* **PROBLEM TO SOLVE**: Repeat the listing that follows, character for character, minus the pictures.

* **SUPPLIED DATA**:
######

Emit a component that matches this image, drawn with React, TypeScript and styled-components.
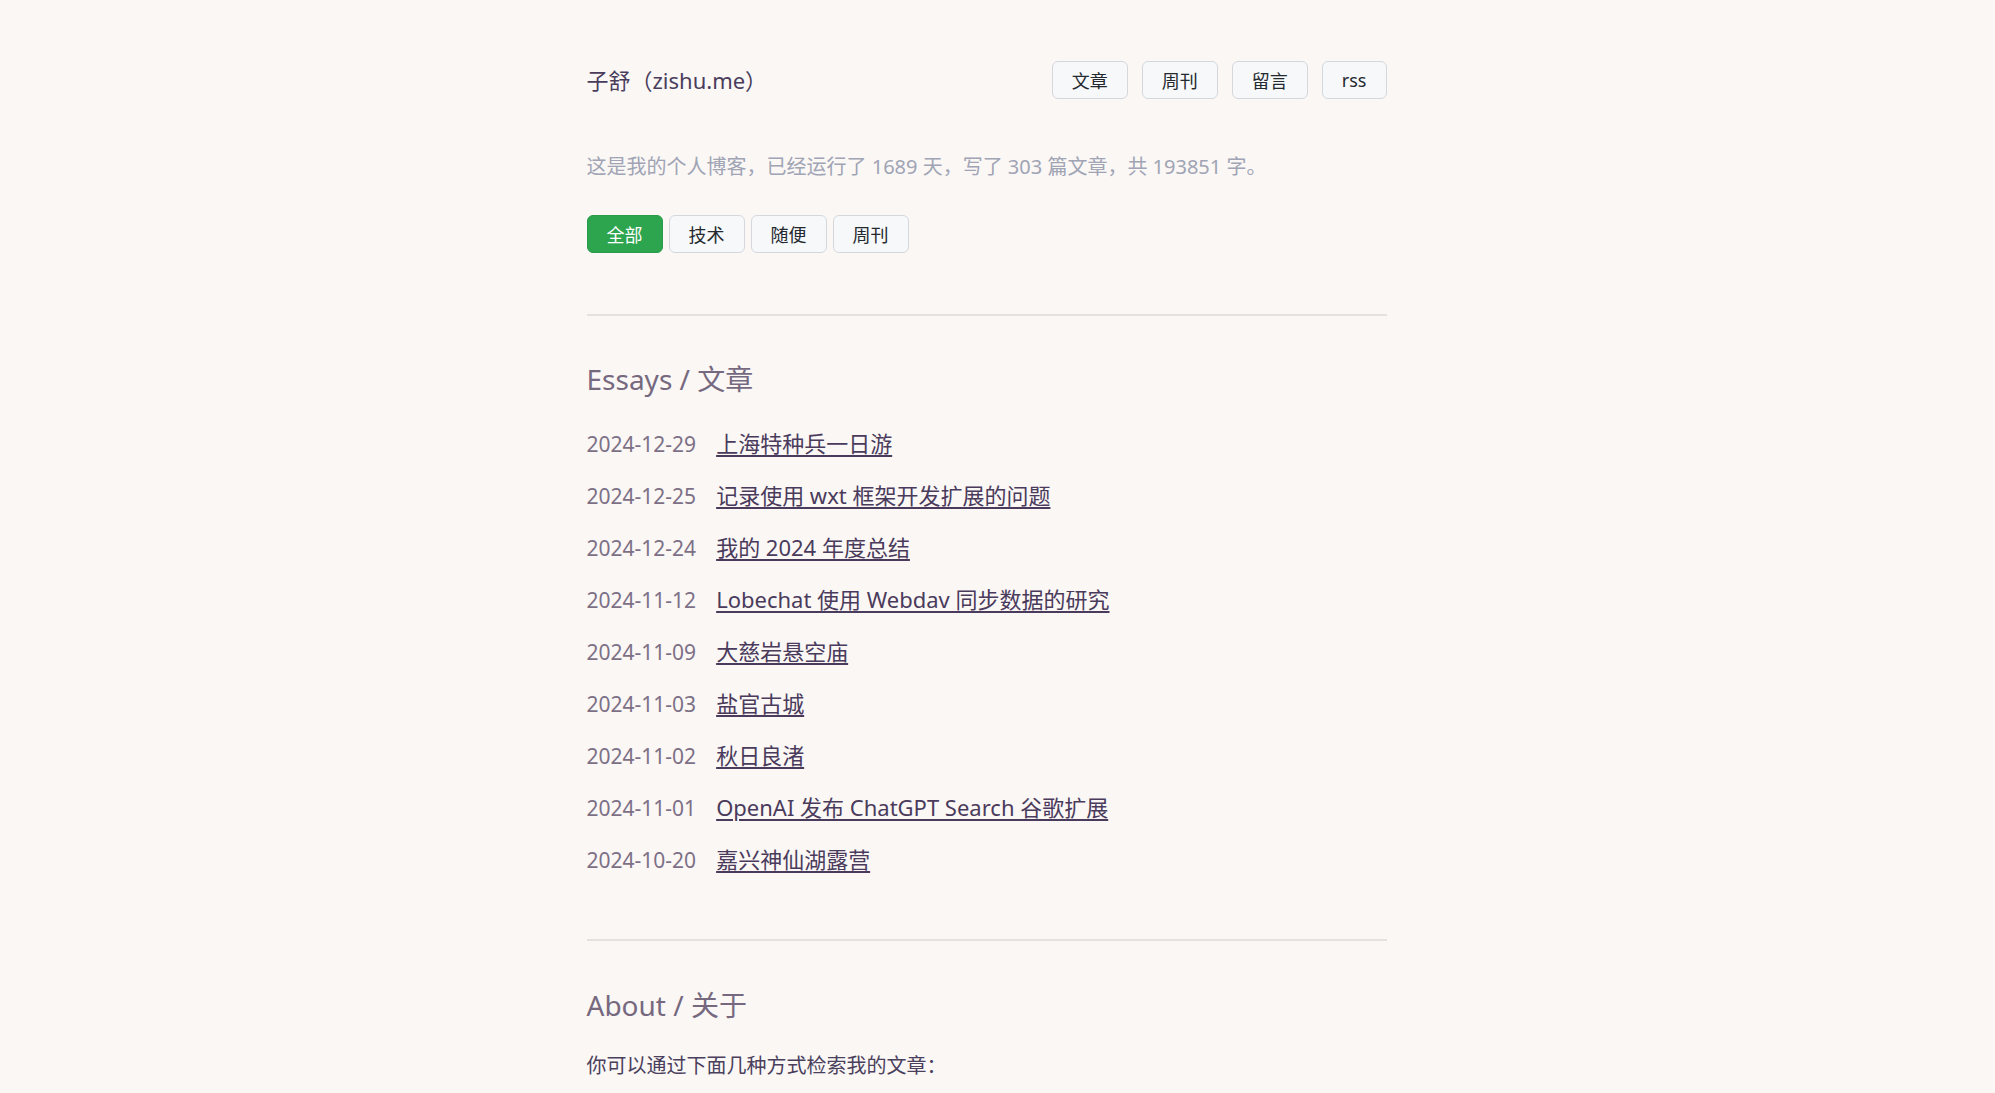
import React, { useState } from "react"
import styled, { createGlobalStyle } from "styled-components"

const GlobalStyle = createGlobalStyle`
    html, body {
        margin: 0;
        padding: 0;
        background: #faf7f5;
    }
    body {
        padding-right: 22px;
        font-family: "Noto Sans", "Noto Sans CJK SC", sans-serif;
        color: #4a3f5c;
    }
`

const Page = styled.div`
    max-width: 800px;
    margin: 0 auto;
    padding: 60px 0 120px;
`

const Header = styled.header`
    display: flex;
    align-items: center;
    justify-content: space-between;
    height: 39px;
`

const SiteTitle = styled.a`
    font-size: 22px;
    line-height: 30px;
    color: #4a3d5c;
    text-decoration: none;
`

const Nav = styled.nav`
    display: flex;
    gap: 14px;
`

const Button = styled.a<{ $active?: boolean }>`
    display: inline-flex;
    align-items: center;
    justify-content: center;
    box-sizing: border-box;
    height: 38px;
    padding: 0 19px;
    border-radius: 6px;
    border: 1px solid ${(p) => (p.$active ? "#2a9b49" : "#d4d8dd")};
    background: ${(p) => (p.$active ? "#2da44e" : "#f6f8fa")};
    color: ${(p) => (p.$active ? "#fff" : "#24292f")};
    font-size: 18px;
    text-decoration: none;
    cursor: pointer;
`

const Intro = styled.p`
    margin: 53px 0 0;
    font-size: 20px;
    line-height: 30px;
    color: #a0a4b4;
`

const Filters = styled.div`
    display: flex;
    gap: 6px;
    margin-top: 33px;
`

const Divider = styled.hr<{ $top: number }>`
    border: none;
    border-top: 2px solid #e5e1e0;
    margin: ${(p) => p.$top}px 0 0;
`

const SectionTitle = styled.h2<{ $top?: number }>`
    margin: ${(p) => p.$top ?? 43}px 0 0;
    font-size: 28px;
    line-height: 40px;
    font-weight: 400;
    color: #76697f;
`

const PostList = styled.ul`
    list-style: none;
    margin: 18px 0 0;
    padding: 0;
`

const PostRow = styled.li`
    display: flex;
    align-items: baseline;
    gap: 20px;
    height: 52px;
    line-height: 52px;
`

const PostDate = styled.span`
    font-size: 21px;
    color: #7d7086;
    flex-shrink: 0;
`

const PostLink = styled.a`
    font-size: 22px;
    color: #4a3b5c;
    text-decoration: underline;
    text-decoration-thickness: 2px;
    text-underline-offset: 3px;
`

const Paragraph = styled.p`
    margin: 26px 0 0;
    font-size: 20px;
    line-height: 30px;
    color: #4a3f5c;
`

const WayList = styled.ul`
    margin: 16px 0 0;
    padding-left: 28px;
    font-size: 20px;
    line-height: 40px;
`

const Footer = styled.footer`
    margin-top: 60px;
    font-size: 16px;
    color: #a0a4b4;
`

const posts = [
    { date: "2024-12-29", title: "上海特种兵一日游" },
    { date: "2024-12-25", title: "记录使用 wxt 框架开发扩展的问题" },
    { date: "2024-12-24", title: "我的 2024 年度总结" },
    { date: "2024-11-12", title: "Lobechat 使用 Webdav 同步数据的研究" },
    { date: "2024-11-09", title: "大慈岩悬空庙" },
    { date: "2024-11-03", title: "盐官古城" },
    { date: "2024-11-02", title: "秋日良渚" },
    { date: "2024-11-01", title: "OpenAI 发布 ChatGPT Search 谷歌扩展" },
    { date: "2024-10-20", title: "嘉兴神仙湖露营" },
]

const navItems = ["文章", "周刊", "留言", "rss"]
const filterItems = ["全部", "技术", "随便", "周刊"]

export default function App() {
    const [filter, setFilter] = useState("全部")

    return (
        <>
            <GlobalStyle />
            <Page>
                <Header>
                    <SiteTitle href="#">子舒（zishu.me）</SiteTitle>
                    <Nav>
                        {navItems.map((item) => (
                            <Button key={item} href="#">
                                {item}
                            </Button>
                        ))}
                    </Nav>
                </Header>

                <Intro>这是我的个人博客，已经运行了 1689 天，写了 303 篇文章，共 193851 字。</Intro>

                <Filters>
                    {filterItems.map((item) => (
                        <Button key={item} $active={filter === item} onClick={() => setFilter(item)}>
                            {item}
                        </Button>
                    ))}
                </Filters>

                <Divider $top={61} />

                <SectionTitle>Essays / 文章</SectionTitle>
                <PostList>
                    {posts.map((post) => (
                        <PostRow key={post.date + post.title}>
                            <PostDate>{post.date}</PostDate>
                            <PostLink href="#">{post.title}</PostLink>
                        </PostRow>
                    ))}
                </PostList>

                <Divider $top={54} />

                <SectionTitle $top={44}>About / 关于</SectionTitle>
                <Paragraph>你可以通过下面几种方式检索我的文章：</Paragraph>
                <WayList>
                    <li>按分类浏览：技术、随便、周刊</li>
                    <li>按年份归档查看全部文章</li>
                    <li>通过 rss 订阅最新更新</li>
                    <li>在留言板给我留言</li>
                </WayList>
                <Paragraph>欢迎交流，感谢你的来访。</Paragraph>

                <Footer>© 2020 - 2024 子舒（zishu.me）</Footer>
            </Page>
        </>
    )
}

######

* **TASK SOLUTION**:
Emit a component that matches this image, drawn with React, TypeScript and styled-components.
import React, { useState } from "react"
import styled, { createGlobalStyle } from "styled-components"

const GlobalStyle = createGlobalStyle`
    html, body {
        margin: 0;
        padding: 0;
        background: #faf7f5;
    }
    body {
        padding-right: 22px;
        font-family: "Noto Sans", "Noto Sans CJK SC", sans-serif;
        color: #4a3f5c;
    }
`

const Page = styled.div`
    max-width: 800px;
    margin: 0 auto;
    padding: 60px 0 120px;
`

const Header = styled.header`
    display: flex;
    align-items: center;
    justify-content: space-between;
    height: 39px;
`

const SiteTitle = styled.a`
    font-size: 22px;
    line-height: 30px;
    color: #4a3d5c;
    text-decoration: none;
`

const Nav = styled.nav`
    display: flex;
    gap: 14px;
`

const Button = styled.a<{ $active?: boolean }>`
    display: inline-flex;
    align-items: center;
    justify-content: center;
    box-sizing: border-box;
    height: 38px;
    padding: 0 19px;
    border-radius: 6px;
    border: 1px solid ${(p) => (p.$active ? "#2a9b49" : "#d4d8dd")};
    background: ${(p) => (p.$active ? "#2da44e" : "#f6f8fa")};
    color: ${(p) => (p.$active ? "#fff" : "#24292f")};
    font-size: 18px;
    text-decoration: none;
    cursor: pointer;
`

const Intro = styled.p`
    margin: 53px 0 0;
    font-size: 20px;
    line-height: 30px;
    color: #a0a4b4;
`

const Filters = styled.div`
    display: flex;
    gap: 6px;
    margin-top: 33px;
`

const Divider = styled.hr<{ $top: number }>`
    border: none;
    border-top: 2px solid #e5e1e0;
    margin: ${(p) => p.$top}px 0 0;
`

const SectionTitle = styled.h2<{ $top?: number }>`
    margin: ${(p) => p.$top ?? 43}px 0 0;
    font-size: 28px;
    line-height: 40px;
    font-weight: 400;
    color: #76697f;
`

const PostList = styled.ul`
    list-style: none;
    margin: 18px 0 0;
    padding: 0;
`

const PostRow = styled.li`
    display: flex;
    align-items: baseline;
    gap: 20px;
    height: 52px;
    line-height: 52px;
`

const PostDate = styled.span`
    font-size: 21px;
    color: #7d7086;
    flex-shrink: 0;
`

const PostLink = styled.a`
    font-size: 22px;
    color: #4a3b5c;
    text-decoration: underline;
    text-decoration-thickness: 2px;
    text-underline-offset: 3px;
`

const Paragraph = styled.p`
    margin: 26px 0 0;
    font-size: 20px;
    line-height: 30px;
    color: #4a3f5c;
`

const WayList = styled.ul`
    margin: 16px 0 0;
    padding-left: 28px;
    font-size: 20px;
    line-height: 40px;
`

const Footer = styled.footer`
    margin-top: 60px;
    font-size: 16px;
    color: #a0a4b4;
`

const posts = [
    { date: "2024-12-29", title: "上海特种兵一日游" },
    { date: "2024-12-25", title: "记录使用 wxt 框架开发扩展的问题" },
    { date: "2024-12-24", title: "我的 2024 年度总结" },
    { date: "2024-11-12", title: "Lobechat 使用 Webdav 同步数据的研究" },
    { date: "2024-11-09", title: "大慈岩悬空庙" },
    { date: "2024-11-03", title: "盐官古城" },
    { date: "2024-11-02", title: "秋日良渚" },
    { date: "2024-11-01", title: "OpenAI 发布 ChatGPT Search 谷歌扩展" },
    { date: "2024-10-20", title: "嘉兴神仙湖露营" },
]

const navItems = ["文章", "周刊", "留言", "rss"]
const filterItems = ["全部", "技术", "随便", "周刊"]

export default function App() {
    const [filter, setFilter] = useState("全部")

    return (
        <>
            <GlobalStyle />
            <Page>
                <Header>
                    <SiteTitle href="#">子舒（zishu.me）</SiteTitle>
                    <Nav>
                        {navItems.map((item) => (
                            <Button key={item} href="#">
                                {item}
                            </Button>
                        ))}
                    </Nav>
                </Header>

                <Intro>这是我的个人博客，已经运行了 1689 天，写了 303 篇文章，共 193851 字。</Intro>

                <Filters>
                    {filterItems.map((item) => (
                        <Button key={item} $active={filter === item} onClick={() => setFilter(item)}>
                            {item}
                        </Button>
                    ))}
                </Filters>

                <Divider $top={61} />

                <SectionTitle>Essays / 文章</SectionTitle>
                <PostList>
                    {posts.map((post) => (
                        <PostRow key={post.date + post.title}>
                            <PostDate>{post.date}</PostDate>
                            <PostLink href="#">{post.title}</PostLink>
                        </PostRow>
                    ))}
                </PostList>

                <Divider $top={54} />

                <SectionTitle $top={44}>About / 关于</SectionTitle>
                <Paragraph>你可以通过下面几种方式检索我的文章：</Paragraph>
                <WayList>
                    <li>按分类浏览：技术、随便、周刊</li>
                    <li>按年份归档查看全部文章</li>
                    <li>通过 rss 订阅最新更新</li>
                    <li>在留言板给我留言</li>
                </WayList>
                <Paragraph>欢迎交流，感谢你的来访。</Paragraph>

                <Footer>© 2020 - 2024 子舒（zishu.me）</Footer>
            </Page>
        </>
    )
}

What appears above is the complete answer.